Compare and contrast
Clients who are considering whether a RIO mortgage is right for them may find that comparing them with lifetime mortgages helps in their understanding of how the product works and whether it meets their needs.
“Both RIO mortgages and lifetime mortgages allow people to tap into the value of their property in later life – for example, to boost income, provide lump sums for a range of reasons, such as holidays or home improvements, or to help with inheritance planning,” Mr Gray says, pointing out one of the similarities.
There are some crucial differences between the two mortgage products though – one of which is affordability.
Alex Edmans, head of retirement at Saga Personal Finance, explains: “The key difference from a lifetime mortgage is that a retirement interest mortgage requires monthly payments to cover the cost of the interest on the borrowing, so at the end of the loan only the original borrowing is repayable.”
She continues: “This means a retirement interest mortgage requires an affordability check at the time of application. It ensures the interest repayments are affordable for the lifetime of the loan, precluding some people from accessing the equity.”
But affordability is not a constraint for lifetime mortgages because there is no obligation to make repayments, making it accessible to a wider range of people, according to Mr Gray.
He says: “However, many of today’s flexible plans do give the option of making interest payments which reduces the speed at which the size of the loan rises. If borrowers’ circumstances change, they can stop paying interest or take a ‘payment holiday’ with no risk of losing their home – this is not the case with RIOs.
“Lifetime mortgage interest rates are fixed for the term, whereas RIO mortgages can change.”

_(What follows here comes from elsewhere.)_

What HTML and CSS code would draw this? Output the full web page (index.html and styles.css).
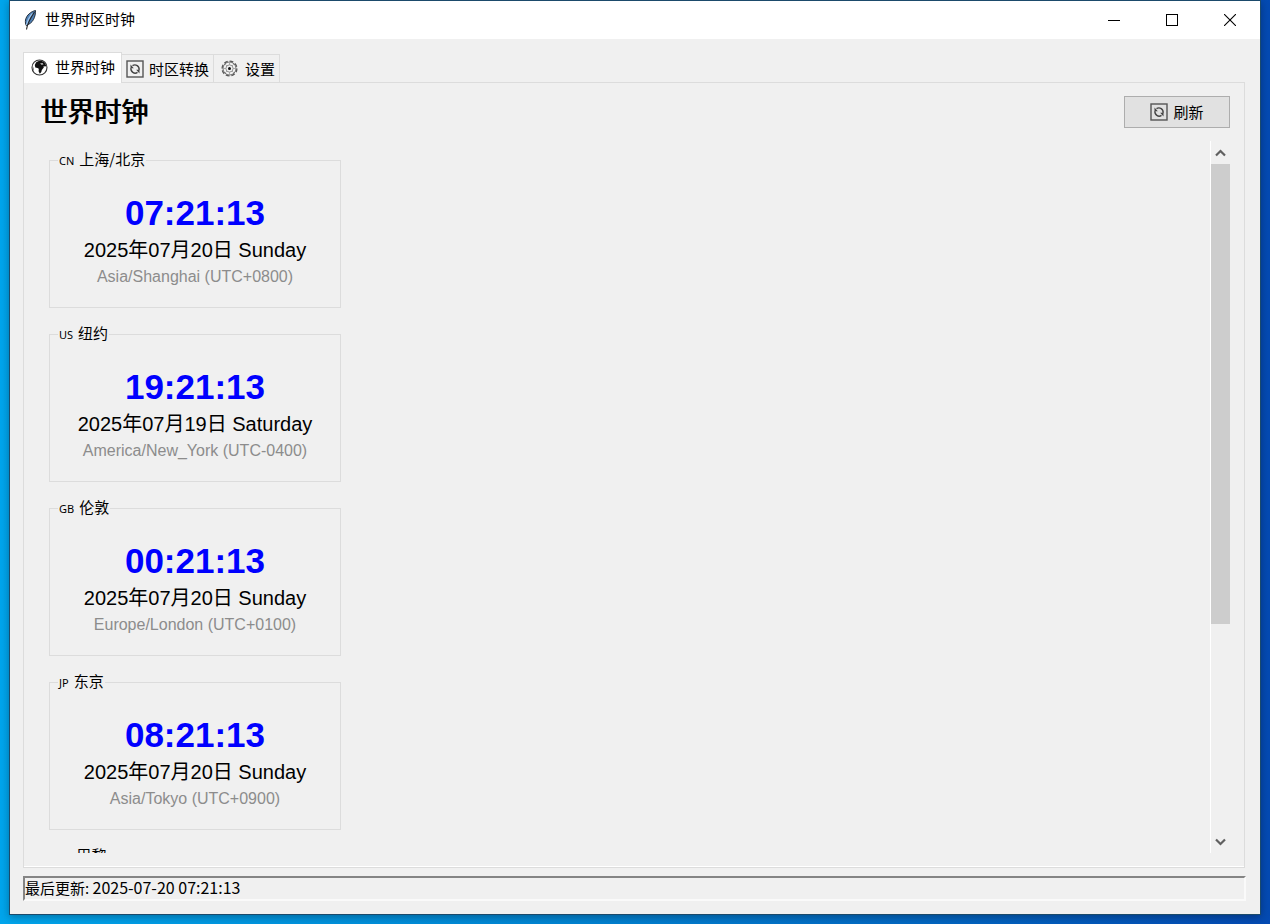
FILE: index.html
```html
<!DOCTYPE html>
<html lang="zh-CN">
<head>
  <meta charset="UTF-8">
  <meta name="viewport" content="width=device-width, initial-scale=1.0">
  <title>世界时区时钟</title>
  <link rel="stylesheet" href="styles.css">
</head>
<body>
  <div class="window">
    <header class="titlebar">
      <svg class="feather" width="14" height="20" viewBox="0 0 14 20">
        <path d="M12.5 0.5C8 1.5 3.500 5 2.500 10c-.3 2 0 4 .7 5.500C6 14.500 9 12.500 10.500 9.500 12 6.500 12.600 3.500 12.500.5z" fill="#4d7fb5" stroke="#26303c"/>
        <path d="M9.500 3.500C6 7 4.500 11 3.500 15" fill="none" stroke="#9fc4ea" stroke-width="1.300"/>
        <path d="M11.500 2C7.500 8 4.500 13 3.500 19.500" fill="none" stroke="#222" stroke-width="1.100"/>
      </svg>
      <span class="window-title">世界时区时钟</span>
      <button class="window-button" aria-label="最小化"><svg width="12" height="12"><path d="M0 6.500h12" stroke="#000"/></svg></button>
      <button class="window-button" aria-label="最大化"><svg width="12" height="12"><rect x=".5" y=".5" width="11" height="11" fill="none" stroke="#000"/></svg></button>
      <button class="window-button" aria-label="关闭"><svg width="12" height="12"><path d="M0 0l12 12M12 0L0 12" stroke="#000" stroke-width="1.100"/></svg></button>
    </header>

    <main class="content">
      <div class="tabs" role="tablist">
        <button class="tab active" role="tab" aria-selected="true">
          <svg width="17" height="17" viewBox="0 0 17 17">
            <circle cx="8.500" cy="8.500" r="7.500" fill="#fff" stroke="#333" stroke-width="1.100"/>
            <path d="M5 3.500C6.500 2 8.500 1.500 10.500 1.700l3 1.800 1.700 3-.7 1-2-.3.3 1.300-2 2.500-.5 2-1.500 1.700-1.200-2.500.2-2.500L6.500 9 4.300 8.500 3.800 6z" fill="#111"/>
            <path d="M9 4.500l2.500-.5 1 1.500-2 .3z" fill="#ccc"/>
            <path d="M1.500 6.500l1.200 2.500.3 3.500C2 11 1.200 9 1.500 6.500z" fill="#777"/>
          </svg>
          世界时钟
        </button>
        <button class="tab" role="tab" aria-selected="false">
          <svg width="18" height="18" viewBox="0 0 18 18">
            <rect x="1" y="1" width="16" height="16" fill="none" stroke="#555" stroke-width="1.400"/>
            <path d="M6.500 5.700A4.200 4.200 0 0 1 13 10M11.500 12.400A4.200 4.200 0 0 1 5 8.200" fill="none" stroke="#444" stroke-width="1.400"/>
            <path d="M4.500 4.500v3.800h3.300zM13.500 13.600V9.800h-3.300z" fill="#444"/>
          </svg>
          时区转换
        </button>
        <button class="tab" role="tab" aria-selected="false">
          <svg width="17" height="17" viewBox="0 0 17 17">
            <circle cx="8.500" cy="8.500" r="7.400" fill="none" stroke="#555" stroke-width="1.300" stroke-dasharray="3.800 2"/>
            <circle cx="8.500" cy="8.500" r="6.500" fill="none" stroke="#666" stroke-width=".9"/>
            <circle cx="8.500" cy="8.500" r="3.600" fill="none" stroke="#888" stroke-width=".9"/>
            <path d="M8.500 2v3M8.500 12v3M2 8.500h3M12 8.500h3M4 4l2 2M11 11l2 2M13 4l-2 2M6 11l-2 2" stroke="#999" stroke-width=".8"/>
            <circle cx="8.500" cy="8.500" r="1.500" fill="#111"/>
          </svg>
          设置
        </button>
      </div>

      <section class="panel" role="tabpanel">
        <div class="panel-header">
          <h1>世界时钟</h1>
          <button class="refresh">
            <svg width="18" height="18" viewBox="0 0 18 18">
              <rect x="1" y="1" width="16" height="16" fill="none" stroke="#555" stroke-width="1.400"/>
              <path d="M6.500 5.700A4.200 4.200 0 0 1 13 10M11.500 12.400A4.200 4.200 0 0 1 5 8.200" fill="none" stroke="#444" stroke-width="1.400"/>
              <path d="M4.500 4.500v3.800h3.300zM13.500 13.600V9.800h-3.300z" fill="#444"/>
            </svg>
            刷新
          </button>
        </div>

        <div class="scroll-area">
          <div class="clocks">
            <fieldset class="clock">
              <legend><small>CN</small>上海/北京</legend>
              <div class="time">07:21:13</div>
              <div class="date">2025年07月20日 Sunday</div>
              <div class="zone">Asia/Shanghai (UTC+0800)</div>
            </fieldset>
            <fieldset class="clock">
              <legend><small>US</small>纽约</legend>
              <div class="time">19:21:13</div>
              <div class="date">2025年07月19日 Saturday</div>
              <div class="zone">America/New_York (UTC-0400)</div>
            </fieldset>
            <fieldset class="clock">
              <legend><small>GB</small>伦敦</legend>
              <div class="time">00:21:13</div>
              <div class="date">2025年07月20日 Sunday</div>
              <div class="zone">Europe/London (UTC+0100)</div>
            </fieldset>
            <fieldset class="clock">
              <legend><small>JP</small>东京</legend>
              <div class="time">08:21:13</div>
              <div class="date">2025年07月20日 Sunday</div>
              <div class="zone">Asia/Tokyo (UTC+0900)</div>
            </fieldset>
            <fieldset class="clock">
              <legend><small>FR</small>巴黎</legend>
            </fieldset>
          </div>
          <div class="scrollbar">
            <button class="arrow" aria-label="向上滚动"><svg width="11" height="8"><path d="M1 6.500l4.500-4.500L10 6.500" fill="none" stroke="#606060" stroke-width="2.200"/></svg></button>
            <div class="track"><div class="thumb"></div></div>
            <button class="arrow" aria-label="向下滚动"><svg width="11" height="8"><path d="M1 1.500L5.500 6 10 1.500" fill="none" stroke="#606060" stroke-width="2.200"/></svg></button>
          </div>
        </div>
      </section>

      <footer class="status">最后更新: <time>2025-07-20 07:21:13</time></footer>
    </main>
  </div>
</body>
</html>
```
FILE: styles.css
```css
* {
  box-sizing: border-box;
}
body {
  margin: 0;
  height: 100vh;
  padding: 0 9px 9px;
  display: flex;
  background: linear-gradient(90deg, #00a5ec, #0284d2 45%, #044ab2);
  font-family: "Noto Sans CJK SC", sans-serif;
  font-size: 15px;
  line-height: 20px;
  color: #000;
}
button {
  font: inherit;
  color: inherit;
  border: none;
  padding: 0;
  background: none;
}
svg {
  display: block;
  flex: none;
}
.window {
  flex: 1;
  min-width: 0;
  display: flex;
  flex-direction: column;
  background: #f0f0f0;
  border: 1px solid #1b4a6b;
  box-shadow: 0 2px 8px rgba(0, 0, 0, 0.3);
}

/* title bar */
.titlebar {
  display: flex;
  align-items: center;
  height: 38px;
  padding: 0 1px 0 13px;
  background: #fff;
}
.window-title {
  flex: 1;
  margin-left: 8px;
  line-height: 22px;
  padding-bottom: 2px;
}
.window-button {
  width: 58px;
  height: 38px;
  display: flex;
  align-items: center;
  justify-content: center;
}

.content {
  flex: 1;
  min-height: 0;
  display: flex;
  flex-direction: column;
  padding: 13px 15px 13px 13px;
}

/* tabs */
.tabs {
  display: flex;
  align-items: flex-end;
}
.tab {
  display: flex;
  align-items: center;
  gap: 5px;
  height: 28px;
  padding: 0 4px;
  border: 1px solid #dcdcdc;
  border-bottom: none;
  border-left: none;
}
.tab:last-child {
  gap: 7px;
  padding-left: 7px;
}
.tab.active {
  gap: 7px;
  height: 31px;
  margin-bottom: -1px;
  padding: 0 6px 2px 7px;
  border-left: 1px solid #dcdcdc;
  background: #fff;
  z-index: 1;
}

/* panel */
.panel {
  flex: 1;
  min-height: 0;
  display: flex;
  flex-direction: column;
  padding: 13px 14px 14px;
  border: 1px solid #dcdcdc;
  box-shadow: inset 0 -1px #fff;
}
.panel-header {
  display: flex;
  justify-content: space-between;
  align-items: center;
  margin-bottom: 13px;
}
h1 {
  margin: 0 0 0 2px;
  padding-bottom: 2px;
  font-size: 27px;
  font-weight: normal;
  line-height: 30px;
  text-shadow: 1px 0 #000;
}
.refresh {
  display: flex;
  align-items: center;
  justify-content: center;
  gap: 5px;
  width: 106px;
  height: 32px;
  padding-bottom: 1px;
  border: 1px solid #adadad;
  background: #e1e1e1;
}
.scroll-area {
  flex: 1;
  min-height: 0;
  display: flex;
  justify-content: space-between;
}
.clocks {
  overflow: hidden;
  padding: 8px 11px;
}

/* clock card */
.clock {
  width: 292px;
  height: 159px;
  margin: 0 0 15px;
  padding: 22px 0 0;
  border: 1px solid #dcdcdc;
}
.clock legend {
  margin-left: 8px;
  padding: 0 1px;
}
.clock small {
  margin-right: 5px;
  font-family: "Noto Sans", sans-serif;
  font-size: 11px;
}
.time, .date, .zone {
  font-family: "Liberation Sans", "Noto Sans CJK SC", sans-serif;
  text-align: center;
}
.time {
  font-size: 35px;
  font-weight: bold;
  line-height: 40px;
  color: #0000ff;
}
.date {
  font-size: 20px;
  line-height: 34px;
}
.zone {
  font-size: 16px;
  line-height: 20px;
  color: #8c8c8c;
}

/* scrollbar */
.scrollbar {
  display: flex;
  flex-direction: column;
  width: 20px;
  border-left: 1px solid #fff;
}
.arrow {
  display: flex;
  align-items: center;
  justify-content: center;
  height: 23px;
}
.track {
  flex: 1;
}
.thumb {
  height: 69%;
  background: #cdcdcd;
}

/* status bar */
.status {
  height: 25px;
  margin: 8px -1px 0 0;
  border: 2px solid #848484;
  border-right-color: #fafafa;
  border-bottom-color: #fafafa;
  line-height: 18px;
}
.status time {
  font-size: 16px;
}
```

Later life lending often requires specialist advice and some advisers may feel that they are not best placed to discuss RIO mortgages.
In which case, passing the client onto an adviser with knowledge in this area will be the best way to ensure your clients are as well informed as they can be.
More2Life’s Mr Harris says that advice is crucial for anyone looking to borrow in later life.
“Specialist advisers are best placed to look holistically at a customer’s assets and finances, and guide them to the best solution for their particular circumstances,” he adds.
Clients can be reassured that, as Mr Gray explains, advice on lifetime mortgages is subject to some of the most stringent consumer protection in financial services, including a requirement for regulated advice and independent legal advice for the customer.